When IQs were first introduced, they were defined as ratios of mental age to chronological age, multiplied by 100 to eliminate the decimal: IQ = MA/CA X 100. Substituting an MA of 12 and a CA of 10 into the formula yields a ratio IQ of l20 (IQ = 12/10 X 100 = 120). Unfortunately, because the standard deviation of the ratio IQ distribution does not remain constant with age, IQs for different ages are not comparable: The same IQ has different meanings at different ages. The use of the Deviation IQ, which is a standard score, effectively avoids this problem."

Standard Scores
"Standard scores are raw scores that have been transformed to have a given mean and standard deviation. They express how far an examinee's score lies from the mean of the distribution in terms of the standard deviation.

A z score is one type of standard score, with a mean of 0 and a standard deviation of 1. On many standardized tests z scores range from -3.0 to +3.0. Frequently, z scores are transformed into other standard scores in order to eliminate the + and — signs. For example, a T score is a standard score based on a distribution with a mean of 50 and a standard deviation of 10. The Deviation IQ is another standard score; it has a mean of 100 and a standard deviation of 15 or 16, depending on the test used."

"Stanines (a contraction of standard nine) provide a single-digit scoring system with a mean of 5 and a standard deviation of 2. The scores are expressed as whole numbers from 1 to 9. When scores are converted to stanines, the shape of the original distribution is changed into a normal curve. The percentages of scores at each stanine are 4, 7, 12, 17, 20, 17, 12, 7, and 4, respectively."

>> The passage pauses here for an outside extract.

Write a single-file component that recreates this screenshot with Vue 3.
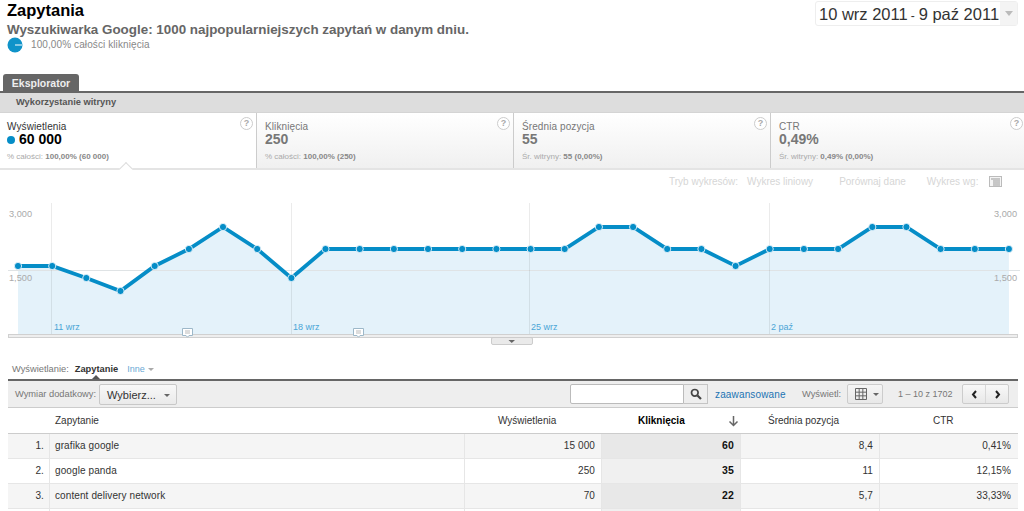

Relationship Among Derived Scores
"It should be evident from the preceding discussion that the various types of derived scores are all derived from raw scores. The different derived scores are merely different expressions of a student's performance. One type of derived score can be converted to another type. The most frequently used conversion in the area of intelligence testing is from standard scores (for example, scaled scores or Deviation IQs) to percentile ranks. Although standard scores are the preferred derived scores, percentile ranks — and, on occasion, age equivalents—are also useful. The latter two scores may be helpful in describing the student's performance to parents or teachers.

A Normal Curve shows the relationships among various derived scores. If a test has a Deviation IQ of 100, a standard deviation of 15, and scores that are normally distributed, the percentile ranks associated with each IQ can be determined precisely. As an example, let us see how percentile ranks associated with IQs at various standard deviation points are computed.

An IQ of 100 represents the 50th percentile rank, because an IQ of 100 has been set as the mean of the distribution. In this example an IQ of 115 represents the point that is +1 SD away from the mean. The percentile rank associated with this IQ—the 84th percentile rank— is obtained by adding 50 to 34 percent. The 50 percent represents the proportion of the population below the mean of 100, and the 34 percent represents the proportion of the population between the mean and +1 SD away from the mean. The key here is to recognize that an IQ of 115 is +1 SD above the mean because 15 is the standard deviation of the distribution.

Using the same rationale, we can readily compute the percentile rank associated with an IQ of 130. An IQ of 130 is +2 SD away from the mean. We know that the area below the mean represents 50 percent of the population, the area from the mean to +1 SD represents approximately 34 percent of the population, and the area from +1 SD to +2SD represents approximately 14 percent of the population. To arrive at the percentile rank for an IQ of 130, we add the following percentages: 50 + 34 + 14 = 98th percentile rank.

What is the percentile rank associated with an IQ of 85? The answer you should obtain is the 16th percentile rank. You subtract 34 from 50, because an IQ of 85 corresponds to the point that is -1 SD away from the mean. The percentile rank associated with an IQ of 70 is the 2nd percentile rank (50 - 34 - 14 = 2).

The above examples hold only for tests that have a Deviation IQ with a mean of 100 and an SD of 15. For tests that have a mean of 100 and an SD of 16 the percentile ranks associated with the various IQs are slightly different except at the mean. The IQ of 100 is still at the 50th percentile rank, but an IQ of 116 (not 115) is at the 84th percentile rank because the 5D is 16."